[STORED DATA]
## Start

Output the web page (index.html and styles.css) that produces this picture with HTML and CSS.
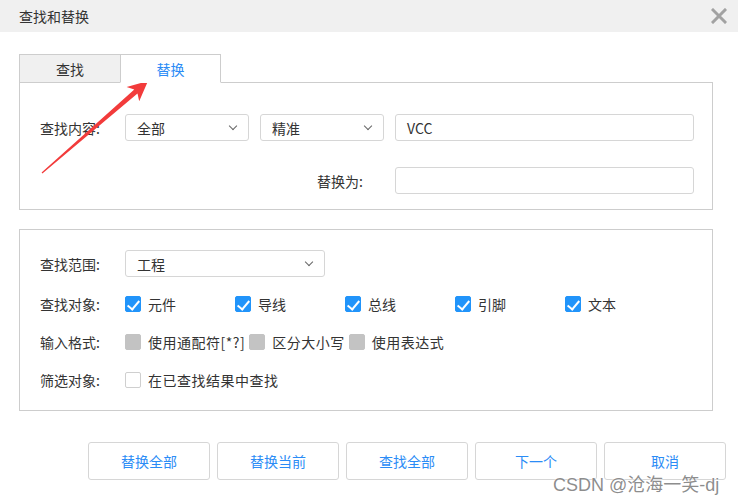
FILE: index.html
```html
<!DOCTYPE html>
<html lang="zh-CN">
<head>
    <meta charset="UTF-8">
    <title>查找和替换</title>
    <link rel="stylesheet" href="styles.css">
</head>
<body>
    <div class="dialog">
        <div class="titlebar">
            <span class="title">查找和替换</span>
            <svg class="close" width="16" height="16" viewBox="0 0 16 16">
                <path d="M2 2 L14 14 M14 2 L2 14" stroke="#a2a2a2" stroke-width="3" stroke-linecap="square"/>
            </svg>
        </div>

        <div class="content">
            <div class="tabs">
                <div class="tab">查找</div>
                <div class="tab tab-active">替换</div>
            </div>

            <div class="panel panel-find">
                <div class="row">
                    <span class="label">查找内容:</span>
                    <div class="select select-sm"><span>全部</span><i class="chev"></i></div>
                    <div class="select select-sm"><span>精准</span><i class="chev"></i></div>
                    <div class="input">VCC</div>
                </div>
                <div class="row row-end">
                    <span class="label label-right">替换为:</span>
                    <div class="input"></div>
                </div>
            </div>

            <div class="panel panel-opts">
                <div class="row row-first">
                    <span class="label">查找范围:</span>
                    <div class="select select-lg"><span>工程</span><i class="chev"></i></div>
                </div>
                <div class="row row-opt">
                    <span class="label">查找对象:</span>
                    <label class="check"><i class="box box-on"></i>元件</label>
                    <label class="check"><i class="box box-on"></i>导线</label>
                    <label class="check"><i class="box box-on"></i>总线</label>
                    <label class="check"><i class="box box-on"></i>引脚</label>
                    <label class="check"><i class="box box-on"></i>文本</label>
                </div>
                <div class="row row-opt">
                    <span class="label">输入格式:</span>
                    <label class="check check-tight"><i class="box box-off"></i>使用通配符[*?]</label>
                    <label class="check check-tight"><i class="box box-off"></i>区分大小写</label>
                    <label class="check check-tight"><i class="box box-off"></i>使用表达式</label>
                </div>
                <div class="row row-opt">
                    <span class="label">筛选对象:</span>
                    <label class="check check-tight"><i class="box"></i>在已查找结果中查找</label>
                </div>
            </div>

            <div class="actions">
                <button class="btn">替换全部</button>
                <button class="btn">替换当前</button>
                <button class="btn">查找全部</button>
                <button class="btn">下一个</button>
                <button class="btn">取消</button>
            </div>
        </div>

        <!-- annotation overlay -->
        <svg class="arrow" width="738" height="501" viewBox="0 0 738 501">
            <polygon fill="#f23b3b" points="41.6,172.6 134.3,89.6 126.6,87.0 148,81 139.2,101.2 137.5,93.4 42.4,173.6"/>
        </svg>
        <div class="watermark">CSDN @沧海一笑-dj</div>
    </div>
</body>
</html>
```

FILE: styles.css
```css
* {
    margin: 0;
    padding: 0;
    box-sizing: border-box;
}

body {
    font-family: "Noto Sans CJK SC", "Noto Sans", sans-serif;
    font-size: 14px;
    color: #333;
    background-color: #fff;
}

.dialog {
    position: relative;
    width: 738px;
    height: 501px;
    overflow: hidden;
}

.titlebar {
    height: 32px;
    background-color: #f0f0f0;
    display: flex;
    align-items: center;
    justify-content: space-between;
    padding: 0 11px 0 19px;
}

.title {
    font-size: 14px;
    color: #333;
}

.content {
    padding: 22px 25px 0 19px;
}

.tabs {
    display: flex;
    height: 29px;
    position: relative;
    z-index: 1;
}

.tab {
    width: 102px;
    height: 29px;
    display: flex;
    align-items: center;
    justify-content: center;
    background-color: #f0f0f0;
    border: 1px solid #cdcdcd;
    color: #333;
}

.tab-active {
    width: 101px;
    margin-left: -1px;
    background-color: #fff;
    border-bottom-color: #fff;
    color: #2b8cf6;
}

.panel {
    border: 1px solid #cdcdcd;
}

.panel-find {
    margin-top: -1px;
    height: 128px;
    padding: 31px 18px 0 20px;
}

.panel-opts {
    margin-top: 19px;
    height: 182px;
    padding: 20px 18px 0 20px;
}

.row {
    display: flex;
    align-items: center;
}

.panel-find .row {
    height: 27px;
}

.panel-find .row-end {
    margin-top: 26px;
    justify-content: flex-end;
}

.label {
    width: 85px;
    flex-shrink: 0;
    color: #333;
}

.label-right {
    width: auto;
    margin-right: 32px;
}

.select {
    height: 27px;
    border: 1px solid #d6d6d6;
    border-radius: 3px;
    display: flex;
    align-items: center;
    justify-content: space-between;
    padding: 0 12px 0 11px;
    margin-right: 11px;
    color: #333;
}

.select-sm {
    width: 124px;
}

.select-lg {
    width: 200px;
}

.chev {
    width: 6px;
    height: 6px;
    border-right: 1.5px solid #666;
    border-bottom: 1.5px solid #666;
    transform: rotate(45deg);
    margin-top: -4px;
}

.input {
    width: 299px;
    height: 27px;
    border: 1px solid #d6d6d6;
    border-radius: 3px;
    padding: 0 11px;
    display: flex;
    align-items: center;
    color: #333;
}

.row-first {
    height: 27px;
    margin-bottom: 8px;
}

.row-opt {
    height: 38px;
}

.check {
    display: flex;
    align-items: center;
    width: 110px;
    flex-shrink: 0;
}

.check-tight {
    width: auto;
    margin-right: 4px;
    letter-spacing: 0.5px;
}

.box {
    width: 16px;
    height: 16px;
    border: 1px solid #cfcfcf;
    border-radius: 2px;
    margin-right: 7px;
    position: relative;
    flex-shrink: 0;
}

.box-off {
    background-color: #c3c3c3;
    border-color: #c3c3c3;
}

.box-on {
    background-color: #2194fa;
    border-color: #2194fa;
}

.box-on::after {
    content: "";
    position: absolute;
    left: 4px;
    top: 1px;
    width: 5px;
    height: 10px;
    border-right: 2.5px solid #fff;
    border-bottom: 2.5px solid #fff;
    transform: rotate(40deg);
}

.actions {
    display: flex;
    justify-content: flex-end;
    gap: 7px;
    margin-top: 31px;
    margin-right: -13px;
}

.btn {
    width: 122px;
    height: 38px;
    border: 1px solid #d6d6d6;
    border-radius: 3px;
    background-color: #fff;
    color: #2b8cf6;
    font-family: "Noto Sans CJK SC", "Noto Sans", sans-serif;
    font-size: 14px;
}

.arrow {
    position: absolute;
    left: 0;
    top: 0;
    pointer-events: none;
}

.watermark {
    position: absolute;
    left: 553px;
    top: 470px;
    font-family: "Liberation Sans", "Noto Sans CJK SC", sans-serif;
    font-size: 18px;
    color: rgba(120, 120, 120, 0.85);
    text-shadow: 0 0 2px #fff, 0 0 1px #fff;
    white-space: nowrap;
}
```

## End

Look through the lines above and collect those with the word "styles".

Output the web page (index.html and styles.css) that produces this picture with HTML and CSS.
    <link rel="stylesheet" href="styles.css">
FILE: styles.css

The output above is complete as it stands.